------ RAW RECORDS

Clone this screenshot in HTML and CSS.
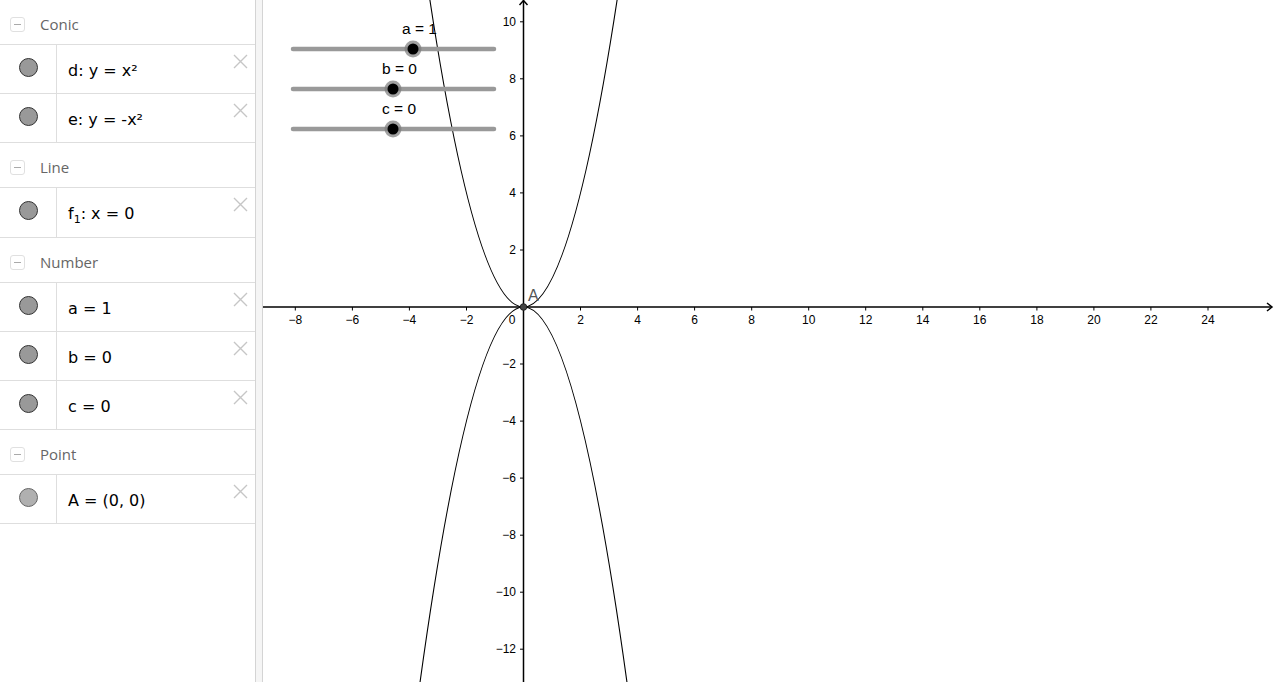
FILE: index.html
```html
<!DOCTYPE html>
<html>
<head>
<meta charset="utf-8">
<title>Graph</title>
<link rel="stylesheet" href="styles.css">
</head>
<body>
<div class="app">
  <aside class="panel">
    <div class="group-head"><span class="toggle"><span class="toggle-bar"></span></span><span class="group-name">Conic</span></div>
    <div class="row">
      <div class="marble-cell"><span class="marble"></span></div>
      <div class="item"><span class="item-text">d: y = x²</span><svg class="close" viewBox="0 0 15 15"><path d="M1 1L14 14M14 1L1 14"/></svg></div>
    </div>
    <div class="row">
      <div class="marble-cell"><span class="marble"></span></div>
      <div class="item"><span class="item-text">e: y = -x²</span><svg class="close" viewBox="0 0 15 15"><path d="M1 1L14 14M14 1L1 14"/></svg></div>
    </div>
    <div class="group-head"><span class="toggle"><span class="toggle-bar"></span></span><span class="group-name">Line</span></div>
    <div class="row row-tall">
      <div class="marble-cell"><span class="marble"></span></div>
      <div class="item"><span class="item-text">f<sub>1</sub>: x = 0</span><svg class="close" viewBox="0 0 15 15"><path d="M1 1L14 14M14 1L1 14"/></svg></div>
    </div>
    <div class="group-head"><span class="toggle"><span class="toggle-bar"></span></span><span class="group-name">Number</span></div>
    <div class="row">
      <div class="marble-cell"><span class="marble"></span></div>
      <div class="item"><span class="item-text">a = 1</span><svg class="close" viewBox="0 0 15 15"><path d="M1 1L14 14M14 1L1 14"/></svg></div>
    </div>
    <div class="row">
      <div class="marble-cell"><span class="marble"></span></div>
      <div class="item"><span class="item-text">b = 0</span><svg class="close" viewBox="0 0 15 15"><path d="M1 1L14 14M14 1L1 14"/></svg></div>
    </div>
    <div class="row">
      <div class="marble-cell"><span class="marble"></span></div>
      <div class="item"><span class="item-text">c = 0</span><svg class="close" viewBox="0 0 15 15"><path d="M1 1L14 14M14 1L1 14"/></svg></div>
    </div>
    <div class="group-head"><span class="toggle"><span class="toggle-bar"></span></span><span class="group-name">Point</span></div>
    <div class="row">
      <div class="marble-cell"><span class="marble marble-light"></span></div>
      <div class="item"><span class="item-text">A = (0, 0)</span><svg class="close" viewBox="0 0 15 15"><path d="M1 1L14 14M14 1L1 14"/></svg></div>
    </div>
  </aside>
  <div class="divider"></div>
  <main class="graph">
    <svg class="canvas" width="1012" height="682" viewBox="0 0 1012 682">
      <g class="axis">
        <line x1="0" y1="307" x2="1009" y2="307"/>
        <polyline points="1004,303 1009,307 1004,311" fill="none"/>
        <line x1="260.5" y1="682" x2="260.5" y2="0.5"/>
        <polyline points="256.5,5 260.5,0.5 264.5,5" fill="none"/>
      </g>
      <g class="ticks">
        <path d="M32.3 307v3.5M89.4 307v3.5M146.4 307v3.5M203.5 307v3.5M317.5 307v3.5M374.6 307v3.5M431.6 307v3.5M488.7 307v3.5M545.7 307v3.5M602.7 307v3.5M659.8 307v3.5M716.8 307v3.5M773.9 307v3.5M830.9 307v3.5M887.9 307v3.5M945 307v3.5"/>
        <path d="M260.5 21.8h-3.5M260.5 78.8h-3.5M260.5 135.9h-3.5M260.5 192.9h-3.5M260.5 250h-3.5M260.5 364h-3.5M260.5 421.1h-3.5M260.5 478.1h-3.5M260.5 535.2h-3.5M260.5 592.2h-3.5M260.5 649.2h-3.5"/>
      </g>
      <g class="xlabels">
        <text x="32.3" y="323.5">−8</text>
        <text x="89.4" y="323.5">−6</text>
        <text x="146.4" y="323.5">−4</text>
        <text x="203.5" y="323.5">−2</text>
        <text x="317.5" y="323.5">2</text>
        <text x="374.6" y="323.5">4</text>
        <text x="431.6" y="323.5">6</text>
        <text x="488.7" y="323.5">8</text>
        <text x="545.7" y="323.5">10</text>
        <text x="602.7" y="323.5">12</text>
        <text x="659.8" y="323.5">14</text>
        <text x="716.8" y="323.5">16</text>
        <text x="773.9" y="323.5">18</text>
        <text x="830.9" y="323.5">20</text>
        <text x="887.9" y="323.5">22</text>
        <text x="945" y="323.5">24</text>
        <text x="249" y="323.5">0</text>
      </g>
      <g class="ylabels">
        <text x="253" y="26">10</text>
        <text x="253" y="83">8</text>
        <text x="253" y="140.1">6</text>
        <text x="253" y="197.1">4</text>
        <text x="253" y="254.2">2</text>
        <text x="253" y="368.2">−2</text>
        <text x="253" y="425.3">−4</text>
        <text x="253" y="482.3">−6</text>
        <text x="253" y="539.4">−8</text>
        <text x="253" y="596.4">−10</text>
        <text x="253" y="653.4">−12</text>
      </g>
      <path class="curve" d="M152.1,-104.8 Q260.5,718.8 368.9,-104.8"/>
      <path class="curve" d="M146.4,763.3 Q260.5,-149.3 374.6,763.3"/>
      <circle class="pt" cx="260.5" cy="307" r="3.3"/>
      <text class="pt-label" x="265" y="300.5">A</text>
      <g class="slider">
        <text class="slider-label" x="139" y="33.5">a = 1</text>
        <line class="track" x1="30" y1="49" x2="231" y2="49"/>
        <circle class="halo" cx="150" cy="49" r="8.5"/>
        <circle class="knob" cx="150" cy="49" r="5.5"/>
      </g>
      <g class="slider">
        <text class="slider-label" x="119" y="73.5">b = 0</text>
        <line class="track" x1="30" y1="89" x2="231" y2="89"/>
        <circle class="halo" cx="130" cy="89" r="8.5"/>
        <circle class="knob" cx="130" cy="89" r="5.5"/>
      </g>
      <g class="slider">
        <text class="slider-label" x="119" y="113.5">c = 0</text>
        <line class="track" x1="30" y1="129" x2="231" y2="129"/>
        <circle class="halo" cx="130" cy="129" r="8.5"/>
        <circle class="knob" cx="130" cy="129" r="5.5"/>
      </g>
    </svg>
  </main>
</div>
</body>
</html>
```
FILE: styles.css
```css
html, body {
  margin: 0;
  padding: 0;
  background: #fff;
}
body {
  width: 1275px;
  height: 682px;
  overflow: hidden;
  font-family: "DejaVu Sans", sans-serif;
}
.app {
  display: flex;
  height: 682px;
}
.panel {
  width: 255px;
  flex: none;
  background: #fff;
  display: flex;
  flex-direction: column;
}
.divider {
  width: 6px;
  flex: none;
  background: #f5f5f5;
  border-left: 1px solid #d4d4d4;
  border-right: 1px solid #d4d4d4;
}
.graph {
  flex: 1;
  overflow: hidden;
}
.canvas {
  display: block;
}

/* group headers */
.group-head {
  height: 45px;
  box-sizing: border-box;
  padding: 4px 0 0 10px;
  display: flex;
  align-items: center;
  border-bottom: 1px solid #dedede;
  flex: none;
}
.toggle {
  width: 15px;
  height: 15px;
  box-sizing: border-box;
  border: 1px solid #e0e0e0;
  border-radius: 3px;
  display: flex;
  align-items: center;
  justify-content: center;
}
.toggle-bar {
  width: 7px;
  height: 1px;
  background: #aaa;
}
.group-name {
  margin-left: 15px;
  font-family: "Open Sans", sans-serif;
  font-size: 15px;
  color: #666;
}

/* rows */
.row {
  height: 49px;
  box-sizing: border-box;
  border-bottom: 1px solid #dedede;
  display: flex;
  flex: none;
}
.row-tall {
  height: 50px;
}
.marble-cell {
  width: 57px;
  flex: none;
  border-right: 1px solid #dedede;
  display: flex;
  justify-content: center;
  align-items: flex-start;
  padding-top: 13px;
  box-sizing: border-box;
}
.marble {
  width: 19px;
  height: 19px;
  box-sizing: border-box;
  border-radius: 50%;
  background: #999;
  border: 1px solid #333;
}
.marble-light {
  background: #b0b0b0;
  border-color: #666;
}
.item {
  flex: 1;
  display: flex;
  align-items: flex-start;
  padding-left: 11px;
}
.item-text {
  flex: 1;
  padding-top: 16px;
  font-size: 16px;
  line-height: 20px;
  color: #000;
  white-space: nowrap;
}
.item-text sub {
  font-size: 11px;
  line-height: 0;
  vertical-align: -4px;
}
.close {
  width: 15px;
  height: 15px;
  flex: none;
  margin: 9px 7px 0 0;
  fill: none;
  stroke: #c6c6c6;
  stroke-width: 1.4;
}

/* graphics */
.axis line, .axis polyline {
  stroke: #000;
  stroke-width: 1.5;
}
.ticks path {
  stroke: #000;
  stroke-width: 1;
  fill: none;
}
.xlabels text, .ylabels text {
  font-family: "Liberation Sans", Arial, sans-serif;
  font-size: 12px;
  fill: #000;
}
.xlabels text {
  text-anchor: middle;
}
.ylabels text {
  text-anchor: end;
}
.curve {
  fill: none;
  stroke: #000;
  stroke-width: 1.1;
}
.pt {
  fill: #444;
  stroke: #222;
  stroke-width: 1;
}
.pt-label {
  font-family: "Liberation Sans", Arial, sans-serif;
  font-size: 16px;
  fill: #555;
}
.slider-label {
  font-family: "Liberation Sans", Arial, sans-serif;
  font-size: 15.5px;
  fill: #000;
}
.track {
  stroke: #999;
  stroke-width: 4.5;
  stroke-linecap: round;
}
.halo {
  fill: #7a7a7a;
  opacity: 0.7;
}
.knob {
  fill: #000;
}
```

------------
------ RAW RECORDS

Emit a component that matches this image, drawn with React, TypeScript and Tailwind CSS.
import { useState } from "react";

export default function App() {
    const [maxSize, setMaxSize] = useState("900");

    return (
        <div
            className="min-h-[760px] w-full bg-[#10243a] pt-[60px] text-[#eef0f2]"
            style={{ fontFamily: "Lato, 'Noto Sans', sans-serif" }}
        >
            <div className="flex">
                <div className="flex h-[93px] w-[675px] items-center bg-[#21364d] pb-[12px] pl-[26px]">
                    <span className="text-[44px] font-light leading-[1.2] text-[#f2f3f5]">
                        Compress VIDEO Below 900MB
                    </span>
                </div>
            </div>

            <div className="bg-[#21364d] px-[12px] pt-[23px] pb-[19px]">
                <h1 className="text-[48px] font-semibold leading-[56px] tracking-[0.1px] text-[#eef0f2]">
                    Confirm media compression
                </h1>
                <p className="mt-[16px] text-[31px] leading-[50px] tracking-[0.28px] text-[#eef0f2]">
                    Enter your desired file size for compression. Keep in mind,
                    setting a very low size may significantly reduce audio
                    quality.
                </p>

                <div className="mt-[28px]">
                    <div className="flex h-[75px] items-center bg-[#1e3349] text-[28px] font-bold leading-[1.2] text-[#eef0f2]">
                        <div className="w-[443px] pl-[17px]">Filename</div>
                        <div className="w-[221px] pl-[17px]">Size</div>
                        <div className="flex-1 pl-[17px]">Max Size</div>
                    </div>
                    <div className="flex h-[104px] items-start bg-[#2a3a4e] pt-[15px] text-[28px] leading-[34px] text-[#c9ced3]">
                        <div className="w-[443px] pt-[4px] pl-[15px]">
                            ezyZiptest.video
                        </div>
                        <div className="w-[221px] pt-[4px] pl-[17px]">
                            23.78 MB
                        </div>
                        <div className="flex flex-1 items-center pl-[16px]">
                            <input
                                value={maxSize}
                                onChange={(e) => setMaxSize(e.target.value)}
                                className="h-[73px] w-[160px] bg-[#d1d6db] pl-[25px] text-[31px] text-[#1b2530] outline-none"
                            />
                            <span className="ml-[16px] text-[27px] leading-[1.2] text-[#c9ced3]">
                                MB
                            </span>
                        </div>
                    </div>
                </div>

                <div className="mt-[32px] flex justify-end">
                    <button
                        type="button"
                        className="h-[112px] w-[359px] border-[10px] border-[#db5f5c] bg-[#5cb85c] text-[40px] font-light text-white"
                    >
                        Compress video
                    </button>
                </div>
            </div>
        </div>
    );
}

------------

Track down every line holding the string "this" and copy it.

Clone this screenshot in HTML and CSS.
Emit a component that matches this image, drawn with React, TypeScript and Tailwind CSS.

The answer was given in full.